L’accord annoncé autour de l’IA des juristes de l’État n’est pas, en soi, un mauvais projet. Mieux outiller les agents, fluidifier la recherche juridique, améliorer la qualité des écrits, c’est indispensable. Le problème n’est ni l’IA, ni Doctrine, ni même AWS pris isolément. Le problème, c’est la cohérence. Cohérence entre les discours sur l’autonomie stratégique et les choix d’infrastructure. Cohérence entre les doctrines publiées par l’ANSSI et de la DINUM et les pratiques concrètes des acheteurs publics. Cohérence, enfin, entre ce que l’on demande aux DSI — publics comme privés — et ce que l’État s’applique à lui-même. Alain Issarni n’est pas un théoricien de plus : il a piloté de l’intérieur la sortie d’Office à la DGFiP, il sait ce que coûte, politiquement et humainement, une rupture de dépendance. Lorsqu’il alerte sur notre propension à « marcher sur la tête » en multipliant les contrats avec des hyperscalers tout en parlant de souveraineté, il ne fait pas un procès d’intention : il décrit une mécanique qu’il a vu se répéter, ministère après ministère. En signant une lettre d’intention pour une IA juridique « française, souveraine et sécurisée » hébergée sur un cloud américain, l’État rejoue une fois de plus la même scène. Peut-être est-il temps, justement, de changer de pièce.



Doctrine : souveraineté, promesses et grand écart

Contactée par nos soins, la legaltech a sorti le grand jeu. Doctrine présente son partenariat avec l’État comme « une excellente nouvelle pour la transformation de nos services publics » et déroule tous les gages possibles : certification ISO 27001, « accompagnement renforcé » par la CNIL, hébergement « exclusivement en Europe », données pseudonymisées et chiffrées, 25 000 professionnels du droit, moitié du CAC 40 et plusieurs ministères déjà clients. Sur la souveraineté, elle distingue doctement l’IA qui ne traiterait que des données publiques – donc sans sujet, selon elle – et, pour les documents privés sensibles, des engagements futurs de conformité à SecNumCloud et à l’article 31 de la loi SREN, « dès que le décret sera publié ».

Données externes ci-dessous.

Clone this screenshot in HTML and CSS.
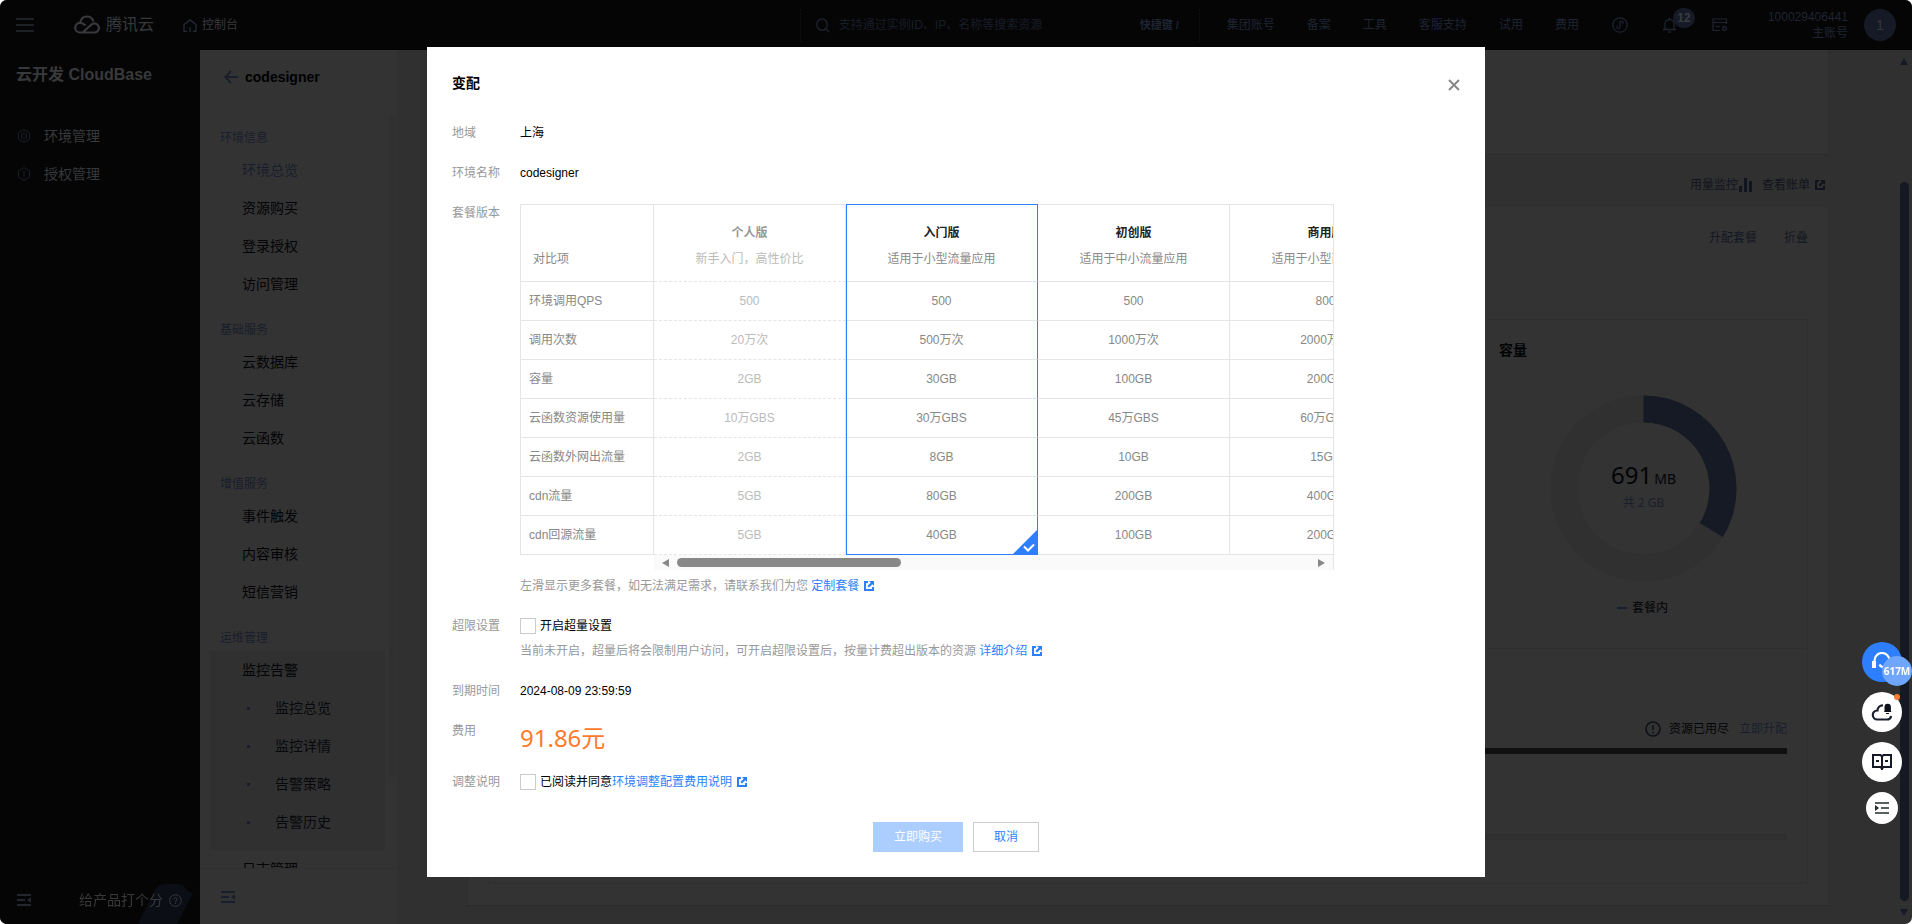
FILE: index.html
```html
<!DOCTYPE html>
<html lang="zh-CN">
<head>
<meta charset="utf-8">
<title>云开发 CloudBase</title>
<link rel="stylesheet" href="styles.css">
</head>
<body>
<svg class="defs" aria-hidden="true">
  <symbol id="ext" viewBox="0 0 10 10"><path d="M4 1H1v8h8V6" fill="none" stroke="currentColor" stroke-width="2"/><path d="M5 0h5v5L8.300 3.300 5 6.600 3.400 5l3.300-3.300z" fill="currentColor"/></symbol>
  <symbol id="fold" viewBox="0 0 14 12"><path d="M0 1h14M0 6h8M0 11h14" fill="none" stroke="currentColor" stroke-width="2"/><path d="M14 3v6l-4-3z" fill="currentColor"/></symbol>
</svg>
<header class="topbar">
  <button class="icon-btn burger" aria-label="菜单"><svg width="18" height="14" viewBox="0 0 18 14"><path d="M0 1h18M0 7h18M0 13h18" stroke="currentColor" stroke-width="1.5"/></svg></button>
  <a class="brand" href="#"><svg width="26" height="20" viewBox="0 0 26 20" fill="none" stroke="currentColor" stroke-width="2.2"><path d="M8.500 17.500L18 9.200a4.500 4.500 0 1 1 2.500 8.300H6a4.800 4.800 0 1 1 0-9.600c2.200 0 3.800 1 5.500 2.600M6.200 7.900C6.800 4 9.500 1.500 13 1.500c3 0 5.500 1.800 6.500 5"/></svg><span>腾讯云</span></a>
  <a class="home" href="#"><svg width="14" height="13" viewBox="0 0 14 13" fill="none" stroke="currentColor" stroke-width="1.300"><path d="M4 12.300H1V5.500L7 .9l6 4.600v6.800h-3M7 8v5"/></svg><span>控制台</span></a>
  <label class="search"><svg width="14" height="15" viewBox="0 0 14 15" fill="none" stroke="currentColor" stroke-width="1.300"><ellipse cx="6" cy="6.500" rx="5.200" ry="5.700"/><path d="M10 11l3.200 3"/></svg><input type="text" aria-label="搜索" placeholder="支持通过实例ID、IP、名称等搜索资源"><span class="hotkey">快捷键 /</span></label>
  <nav class="topnav"><a href="#">集团账号</a><a href="#">备案</a><a href="#">工具</a><a href="#">客服支持</a><a href="#">试用</a><a href="#">费用</a></nav>
  <div class="tools">
    <button class="icon-btn" aria-label="助手"><svg width="16" height="16" viewBox="0 0 16 16" fill="none" stroke="currentColor" stroke-width="1.200"><circle cx="8" cy="8" r="7.200"/><path d="M5 8.500v1.500a1.500 1.500 0 0 0 3 0V5.500a1.500 1.500 0 0 1 3 0V7"/></svg></button>
    <button class="icon-btn bell" aria-label="消息"><svg width="16" height="16" viewBox="0 0 16 16" fill="none" stroke="currentColor" stroke-width="1.300"><path d="M1 12.500h13M3 12V7a4.500 4.500 0 0 1 9 0v5M7.500 2.500V.5M6 15h3"/></svg><span class="count">12</span></button>
    <button class="icon-btn" aria-label="工单"><svg width="16" height="14" viewBox="0 0 16 14" fill="none" stroke="currentColor" stroke-width="1.200"><path d="M8 12.500H1V1h13.500v5M1 4.500h13.500M3.500 8.500h4"/><circle cx="12.500" cy="10.500" r="1.800"/><path d="M12.500 7.500v1M12.500 12.500v1M10 9l1 .6M15 9l-1 .6M10 12l1-.6M15 12l-1-.6"/></svg></button>
  </div>
  <div class="account"><div class="uid"><span>100029406441</span><span>主账号</span></div><span class="avatar">1</span></div>
</header>
<div class="shell">
  <aside class="side">
    <h2>云开发 CloudBase</h2>
    <nav>
      <a href="#"><svg width="14" height="14" viewBox="0 0 14 14" fill="none" stroke="currentColor"><path d="M7 .6l5.600 3.200v6.400L7 13.400 1.400 10.200V3.800z"/><circle cx="7" cy="7" r="2.500"/></svg>环境管理</a>
      <a href="#"><svg width="14" height="14" viewBox="0 0 14 14" fill="none" stroke="currentColor"><path d="M7 .6l5.600 3.200v6.400L7 13.400 1.400 10.200V3.800zM7 4v6"/></svg>授权管理</a>
    </nav>
    <div class="side-foot">
      <button class="icon-btn" aria-label="收起"><svg width="14" height="12"><use href="#fold"/></svg></button>
      <a href="#">给产品打个分<svg width="13" height="13" viewBox="0 0 13 13" fill="none" stroke="currentColor"><circle cx="6.500" cy="6.500" r="5.800"/><path d="M4.800 5.200a1.700 1.700 0 1 1 1.700 2v1M6.500 9v1"/></svg></a>
      <svg class="deco" width="55" height="40" viewBox="0 0 55 40"><path d="M0 40L17 6Q20 0 27 0h13q7 1 8 6l7 3L39 40z" fill="#0b0e15"/></svg>
    </div>
  </aside>
  <aside class="subnav">
    <a class="back" href="#"><svg width="14" height="14" viewBox="0 0 14 14" fill="none" stroke="#191e2c" stroke-width="2"><path d="M14 7H1.500M7 1L1.300 7 7 13"/></svg>codesigner</a>
    <div class="scroll">
      <nav>
        <h3>环境信息</h3>
        <a class="active" href="#">环境总览</a><a href="#">资源购买</a><a href="#">登录授权</a><a href="#">访问管理</a>
        <h3>基础服务</h3>
        <a href="#">云数据库</a><a href="#">云存储</a><a href="#">云函数</a>
        <h3>增值服务</h3>
        <a href="#">事件触发</a><a href="#">内容审核</a><a href="#">短信营销</a>
        <h3>运维管理</h3>
        <div class="group"><a href="#">监控告警</a><a class="sub" href="#">监控总览</a><a class="sub" href="#">监控详情</a><a class="sub" href="#">告警策略</a><a class="sub" href="#">告警历史</a></div>
        <a href="#">日志管理</a>
      </nav>
      <span class="rail"></span>
    </div>
    <div class="subnav-foot"><button class="icon-btn" aria-label="收起"><svg width="14" height="12"><use href="#fold"/></svg></button></div>
  </aside>
  <main class="main">
    <section class="card intro"></section>
    <div class="links"><a href="#">用量监控<svg width="13" height="14" viewBox="0 0 13 14"><path d="M0 8h3v6H0zM5 0h3v14H5zM10 3h3v11h-3z" fill="currentColor"/></svg></a><a href="#">查看账单<svg class="gap" width="10" height="10"><use href="#ext"/></svg></a></div>
    <section class="card usage">
      <div class="usage-head"><a href="#">升配套餐</a><a href="#">折叠</a></div>
      <div class="panel">
        <div class="panel-top">
          <div class="chart">
            <h3>容量</h3>
            <div class="donut">
              <svg width="187" height="187" viewBox="-93.500 -93.500 187 187" fill="none" stroke-width="27"><circle r="79.500" stroke="#303030"/><path d="M0 -79.500A79.500 79.500 0 0 1 67.800 41.500" stroke="#151a24"/></svg>
              <div class="donut-text"><p>691<small>MB</small></p><span>共 2 GB</span></div>
            </div>
            <p class="legend"><i></i>套餐内</p>
          </div>
        </div>
        <div class="quota">
          <p><svg width="16" height="16" viewBox="0 0 16 16" fill="none" stroke="#0d1017" stroke-width="1.500"><circle cx="8" cy="8" r="7"/><path d="M8 4v5M8 10.500v2"/></svg><span>资源已用尽</span><a href="#">立即升配</a></p>
          <div class="bar full"></div>
          <div class="bar"></div>
        </div>
      </div>
    </section>
  </main>
  <div class="page-scroll"><i class="up"></i><i class="thumb"></i><i class="down"></i></div>
</div>

<div class="overlay">
  <div class="dialog" role="dialog" aria-labelledby="dlg-title">
    <div class="dlg-head"><h1 id="dlg-title">变配</h1><button class="close" aria-label="关闭"><svg width="12" height="12" viewBox="0 0 12 12"><path d="M1 1l10 10M11 1L1 11" stroke="#888" stroke-width="2"/></svg></button></div>
    <div class="form">
      <div class="row"><span class="label">地域</span><div>上海</div></div>
      <div class="row"><span class="label">环境名称</span><div>codesigner</div></div>
      <div class="row"><span class="label">套餐版本</span>
        <div class="field">
          <div class="plans">
            <table>
              <thead><tr><th class="cmp">对比项</th><th class="off"><b>个人版</b><span>新手入门，高性价比</span></th><th class="sel"><b>入门版</b><span>适用于小型流量应用</span></th><th><b>初创版</b><span>适用于中小流量应用</span></th><th><b>商用版</b><span>适用于小型商业应用</span></th></tr></thead>
              <tbody>
                <tr><th>环境调用QPS</th><td class="off">500</td><td class="sel">500</td><td>500</td><td>800</td></tr>
                <tr><th>调用次数</th><td class="off">20万次</td><td class="sel">500万次</td><td>1000万次</td><td>2000万次</td></tr>
                <tr><th>容量</th><td class="off">2GB</td><td class="sel">30GB</td><td>100GB</td><td>200GB</td></tr>
                <tr><th>云函数资源使用量</th><td class="off">10万GBS</td><td class="sel">30万GBS</td><td>45万GBS</td><td>60万GBS</td></tr>
                <tr><th>云函数外网出流量</th><td class="off">2GB</td><td class="sel">8GB</td><td>10GB</td><td>15GB</td></tr>
                <tr><th>cdn流量</th><td class="off">5GB</td><td class="sel">80GB</td><td>200GB</td><td>400GB</td></tr>
                <tr><th>cdn回源流量</th><td class="off">5GB</td><td class="sel">40GB<svg class="tick" width="26" height="26" viewBox="0 0 26 26"><path d="M26 0v26H0z" fill="#2d7fff"/><path d="M12 17.500l4 4 6-6" fill="none" stroke="#fff" stroke-width="2"/></svg></td><td>100GB</td><td>200GB</td></tr>
              </tbody>
            </table>
            <div class="hscroll"><i class="left"></i><i class="thumb"></i><i class="right"></i></div>
          </div>
          <p class="hint">左滑显示更多套餐，如无法满足需求，请联系我们为您 <a href="#">定制套餐<svg width="10" height="10"><use href="#ext"/></svg></a></p>
        </div>
      </div>
      <div class="row"><span class="label">超限设置</span><div><label class="check"><input type="checkbox">开启超量设置</label><p class="hint sub-hint">当前未开启，超量后将会限制用户访问，可开启超限设置后，按量计费超出版本的资源 <a href="#">详细介绍<svg width="10" height="10"><use href="#ext"/></svg></a></p></div></div>
      <div class="row"><span class="label">到期时间</span><div>2024-08-09 23:59:59</div></div>
      <div class="row"><span class="label">费用</span><div class="price">91.86元</div></div>
      <div class="row"><span class="label">调整说明</span><div class="agree"><label class="check"><input type="checkbox">已阅读并同意</label><a href="#">环境调整配置费用说明<svg width="10" height="10"><use href="#ext"/></svg></a></div></div>
    </div>
    <div class="actions"><button class="btn primary" disabled>立即购买</button><button class="btn">取消</button></div>
  </div>
</div>

<div class="floaters">
  <button class="fab blue" aria-label="客服"><svg width="20" height="18" viewBox="0 0 20 18" fill="none" stroke="#fff" stroke-width="2.200"><path d="M2.500 10V8.500a7.500 7.500 0 0 1 15 0V12M7.500 12.500c1 2 3 3 5.500 2.500"/><path d="M0 9h4v7H0z" fill="#fff" stroke="none"/></svg><span class="mem">617M</span></button>
  <button class="fab" aria-label="云消息"><svg width="22" height="18" viewBox="0 0 22 18"><path d="M12 2.500a5 5 0 0 0-5.500 5C3 7.800 1.800 10 1.800 12c0 2.500 2 4.500 4.500 4.500h9.500c2.500 0 4-1.500 4.300-3.500" fill="none" stroke="#1b2130" stroke-width="2.200"/><path d="M13.500 8V4a3.200 3.200 0 0 1 6.400 0v4l.6 1h-7.600zM15 10h3v1h-3z" fill="#0e1118"/></svg><span class="dot"></span></button>
  <button class="fab" aria-label="文档"><svg width="20" height="16" viewBox="0 0 20 16" fill="none" stroke="#151a26" stroke-width="2"><path d="M10 2v14M10 2.500L8.500 1H1v12h7.500l1.500 1.500L11.500 13H19V1h-7.500zM4 7h3M13 7h3"/></svg></button>
  <button class="fab small" aria-label="展开"><svg width="14" height="12" viewBox="0 0 14 12"><path d="M0 1h14M6 6h8M0 11h14" fill="none" stroke="#222b2b" stroke-width="1.600"/><path d="M0 3v6l4-3z" fill="#222b2b"/></svg></button>
</div>
</body>
</html>
```
FILE: styles.css
```css
* { box-sizing: border-box; }
html { background: #fff; height: 100%; }
body {
  margin: 0;
  height: 100%;
  display: flex;
  flex-direction: column;
  overflow: hidden;
  border-radius: 7px;
  background: #303030;
  font: 12px/20px "Liberation Sans", "Noto Sans CJK SC", sans-serif;
  color: #000;
}
h1, h2, h3, p { margin: 0; }
a { color: inherit; text-decoration: none; }
button, input { font: inherit; color: inherit; }
svg { display: block; flex: none; }
.defs { position: absolute; width: 0; height: 0; }
.icon-btn { background: none; border: 0; padding: 0; display: flex; position: relative; }

/* top bar */
.topbar { flex: none; height: 50px; background: #050505; color: #1e2432; display: flex; align-items: center; padding: 0 16px; }
.burger { color: #252a33; }
.brand { display: flex; align-items: center; gap: 6px; margin-left: 40px; font-size: 16px; color: #38393c; }
.home { display: flex; align-items: center; gap: 5px; margin-left: 29px; color: #38393c; }
.home svg { color: #252a36; }
.search { display: flex; align-items: center; gap: 9px; margin-left: auto; width: 400px; height: 32px; padding: 0 20px 0 15px; border: dotted #101319; border-width: 0 1px; }
.search input { flex: 1; min-width: 0; border: 0; padding: 0; background: none; outline: 0; }
.search input::placeholder { color: #181d28; opacity: 1; }
.hotkey { font-size: 11px; font-weight: bold; }
.topnav { display: flex; gap: 32px; margin-left: 27px; }
.tools { display: flex; align-items: center; gap: 34px; margin-left: 33px; color: #1e2432; }
.count { position: absolute; left: 11px; top: -9px; min-width: 22px; height: 20px; padding: 0 3px; border-radius: 10px; background: #151a26; color: #3a3c42; font-weight: bold; text-align: center; }
.account { display: flex; align-items: center; gap: 16px; margin-left: 40px; }
.uid { display: flex; flex-direction: column; align-items: flex-end; line-height: 16px; }
.avatar { width: 32px; height: 32px; border-radius: 50%; background: #151a26; color: #33363e; text-align: center; line-height: 32px; font-size: 14px; }

/* sidebars */
.shell { flex: 1; min-height: 0; display: flex; }
.side { width: 200px; flex: none; background: #050505; color: #38393b; display: flex; flex-direction: column; padding: 13px 0 0; position: relative; }
.side h2 { padding: 0 16px; font-size: 16px; line-height: 24px; }
.side nav { margin-top: 30px; font-size: 14px; }
.side nav a { display: flex; align-items: center; gap: 13px; height: 38px; padding-left: 17px; }
.side nav svg { color: #1a1f2b; }
.side-foot { margin-top: auto; display: flex; align-items: center; justify-content: space-between; height: 48px; padding: 0 18px 0 17px; font-size: 14px; }
.side-foot a { display: flex; align-items: center; gap: 6px; position: relative; z-index: 1; }
.side-foot button { color: #23262e; }
.deco { position: absolute; right: 7px; bottom: 0; }
.subnav { width: 198px; flex: none; background: #333; border-right: 1px solid #2f2f2f; display: flex; flex-direction: column; }
.back { display: flex; align-items: center; gap: 7px; height: 54px; padding-left: 24px; font-size: 14px; font-weight: bold; }
.scroll { flex: 1; min-height: 0; display: flex; overflow: hidden; font-size: 14px; }
.scroll nav { flex: 1; padding: 7px 4px 0 10px; }
.scroll h3 { padding: 14px 0 0 10px; height: 40px; font-size: 12px; font-weight: normal; line-height: 26px; color: #191e2c; }
.scroll a { display: block; height: 38px; line-height: 38px; padding-left: 32px; color: #030406; }
.scroll a.active { color: #191e2c; }
.group { background: #303030; padding-bottom: 9px; }
.scroll a.sub { padding-left: 37px; display: flex; align-items: center; gap: 25px; color: #07090d; }
.scroll a.sub::before { content: ""; width: 3px; height: 3px; background: #191e2c; }
.rail { width: 7px; height: 662px; margin: 11px 1px 0 0; background: #303030; }
.subnav-foot { height: 56px; border-top: 1px solid #2f2f2f; padding: 22px 21px; color: #191e2c; }

/* page content */
.main { flex: 1; min-width: 0; display: flex; flex-direction: column; padding: 0 71px 18px 69px; color: #030406; }
.card { background: #333; border: 1px dotted #22252d; }
.intro { height: 105px; border-top: 0; }
.links { display: flex; justify-content: flex-end; align-items: center; gap: 10px; height: 52px; padding: 8px 4px 0 0; color: #10141e; }
.links a { display: flex; align-items: center; gap: 1px; }
.links .gap { margin-left: 4px; }
.usage { flex: 1; display: flex; flex-direction: column; border-top: 0; padding: 0 20px 21px; }
.usage-head { display: flex; justify-content: flex-end; align-items: center; gap: 27px; height: 61px; color: #141823; }
.panel { flex: 1; margin-top: 51px; border: 1px solid #2f2f2f; display: flex; flex-direction: column; }
.panel-top { display: flex; justify-content: flex-end; border-bottom: 1px solid #2f2f2f; }
.chart { width: 329px; padding: 19px 0 30px 21px; }
.chart h3 { font-size: 14px; line-height: 22px; }
.donut { position: relative; margin: 34px 0 0 51px; width: 187px; }
.donut-text { position: absolute; inset: 66px 0 0; text-align: center; font-family: "Noto Sans", "Noto Sans CJK SC", sans-serif; color: #1a1f2b; }
.donut-text p { font-size: 24px; line-height: 28px; color: #030406; }
.donut-text small { font-size: 14px; margin-left: 2px; }
.donut-text span { line-height: 20px; }
.legend { display: flex; align-items: center; justify-content: center; gap: 5px; margin-top: 16px; width: 287px; }
.legend i { width: 10px; height: 2px; background: #191e2c; }
.quota { padding: 70px 20px 0; }
.quota p { display: flex; align-items: center; justify-content: flex-end; gap: 8px; }
.quota a { margin-left: 2px; color: #191e2c; }
.bar { height: 6px; margin-top: 80px; background: #2f2f2f; }
.bar.full { margin-top: 9px; background: #101010; }
.page-scroll { width: 12px; flex: none; display: flex; flex-direction: column; align-items: center; padding: 8px 4px 8px 0; }
.page-scroll .thumb { flex: 1; width: 9px; margin: 117px 0 8px; border-radius: 5px; background: #151922; }
.up, .down { border: solid transparent; border-width: 0 4px 7px; border-bottom-color: #151a26; }
.down { border-width: 7px 4px 0; border-top-color: #151a26; }

/* dialog */
.overlay { position: fixed; inset: 0; display: flex; align-items: center; justify-content: center; }
.dialog { width: 1058px; max-width: 100%; background: #fff; padding: 24px 25px 25px; }
.dlg-head { display: flex; justify-content: space-between; align-items: center; height: 24px; }
.dlg-head h1 { font-size: 14px; line-height: 22px; }
.close { border: 0; background: none; padding: 3px 0 0; }
.form { display: flex; flex-direction: column; gap: 20px; margin-top: 28px; }
.row { display: flex; }
.label { width: 68px; flex: none; color: #999; }
.field { flex: 1; min-width: 0; padding-top: 1px; }
.plans { max-width: 814px; overflow: hidden; border-right: 1px solid #e5e5e9; }
table { table-layout: fixed; width: 902px; border-spacing: 0; border-top: 1px solid #e5e5e9; color: #888; text-align: center; }
th, td { width: 192px; height: 39px; padding: 0 8px; border: solid #e5e5e9; border-width: 0 1px 1px 0; font-weight: normal; position: relative; }
th:first-child { width: 134px; border-left-width: 1px; padding: 0 8px; text-align: left; }
thead th { height: 77px; padding: 15px 8px 0; line-height: 26px; vertical-align: top; white-space: nowrap; }
thead th:first-child.cmp { padding: 41px 12px 0; }
th b, th span { display: block; }
th b { color: #222; }
.off { color: #bbb; border-bottom-style: dashed; }
.off b { color: #999; }
.sel { border-right-color: #2d7fff; }
.sel::before { content: ""; position: absolute; inset: 0 auto -1px 0; width: 1px; background: #2d7fff; }
thead .sel::after { content: ""; position: absolute; inset: -1px -1px auto 0; height: 1px; background: #2d7fff; }
tbody tr:last-child .sel { border-bottom-color: #2d7fff; }
.tick { position: absolute; right: -1px; bottom: -1px; }
.hscroll { display: flex; align-items: center; height: 15px; margin-left: 134px; padding: 0 8px; background: #fafafa; }
.hscroll .thumb { width: 224px; height: 9px; margin: 0 auto 0 8px; border-radius: 5px; background: #888; }
.left, .right { border: solid transparent; border-width: 4px 7px 4px 0; border-right-color: #888; }
.right { border-width: 4px 0 4px 7px; border-left-color: #888; }
.hint { color: #999; padding-top: 6px; }
.sub-hint { padding-top: 5px; }
.form a { color: #2d7fff; }
.form a svg { display: inline-block; vertical-align: -1px; margin-left: 5px; }
.check { display: inline-flex; align-items: center; gap: 4px; vertical-align: top; }
.check input { appearance: none; width: 16px; height: 16px; margin: 0; border: 1px solid #ccc; background: #fff; }
.price { padding-top: 3px; font: 24px/28px "Noto Sans", "Noto Sans CJK SC", sans-serif; color: #ff7a2b; }
.actions { display: flex; justify-content: center; gap: 10px; margin-top: 30px; }
.btn { height: 30px; padding: 0 20px; border: 1px solid #ccc; background: #fff; color: #2d7fff; }
.btn.primary { border-color: #abceff; background: #abceff; color: #fff; }

/* floating tools */
.floaters { position: fixed; right: 10px; top: 642px; display: flex; flex-direction: column; align-items: center; gap: 10px; }
.fab { position: relative; width: 40px; height: 40px; padding: 0; border: 0; border-radius: 50%; background: #fff; display: flex; align-items: center; justify-content: center; }
.fab.blue { background: #2d7fff; padding-bottom: 3px; }
.fab.small { width: 32px; height: 32px; }
.mem { position: absolute; left: 20px; top: 14px; width: 30px; height: 30px; border-radius: 50%; background: #6fa5fb; color: #fff; font: bold 10px/30px "Noto Sans", sans-serif; text-align: center; display: flex; justify-content: center; }
.dot { position: absolute; right: 2px; top: 2px; width: 6px; height: 6px; border-radius: 50%; background: #ff7a2b; }
```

Sauf qu’au milieu de cette démonstration, un élément clé disparaît : le nom du fournisseur de cloud. Dans d’autres documents publics, Doctrine revendique pourtant un hébergement de ses données et de ses services sur des serveurs AWS à Francfort. Autrement dit, un hyperscaler américain soumis au droit américain, quelle que soit la localisation physique des data centers.

Là est le cœur du problème. Si l’on prend au sérieux la doctrine gouvernementale « Cloud au centre » et l’article 31 de la loi SREN, le traitement d’IA appliqué à des données sensibles de l’État doit être opéré sur un cloud souverain : infrastructure interne ou offre de « cloud de confiance » qualifiée SecNumCloud, protégée des lois extraterritoriales. Promettre que l’on « travaillera activement » à s’y conformer demain, tout en continuant aujourd’hui à faire tourner l’IA sur AWS, revient à demander un blanc-seing sur la base d’engagements encore purement incantatoires.

Le parallèle avec le dossier EDF/AWS est difficile à éviter : là aussi, la communication officielle mettait en avant la souveraineté, pendant que des systèmes très sensibles reposaient sur un cloud américain, jusqu’à ce que la controverse force un rétropédalage et une réorientation vers un cloud de confiance. Doctrine rejoue le même scénario, en y ajoutant une couche capitalistique : la société affirme n’être « absolument pas soumise aux lois extraterritoriales » alors qu’elle a été rachetée en 2023 par le fonds américain Summit Partners, devenu actionnaire majoritaire, aux côtés de Peugeot Invest.

Tant que l’IA juridique proposée à l’État tourne sur AWS et qu’un fonds américain tient la majorité du capital, les promesses de « compliance SecNumCloud » relèvent moins d’une stratégie de souveraineté assumée que d’un exercice de communication. Au lecteur – et aux DSI publics – de juger si cela suffit pour parler, sérieusement, de cloud souverain.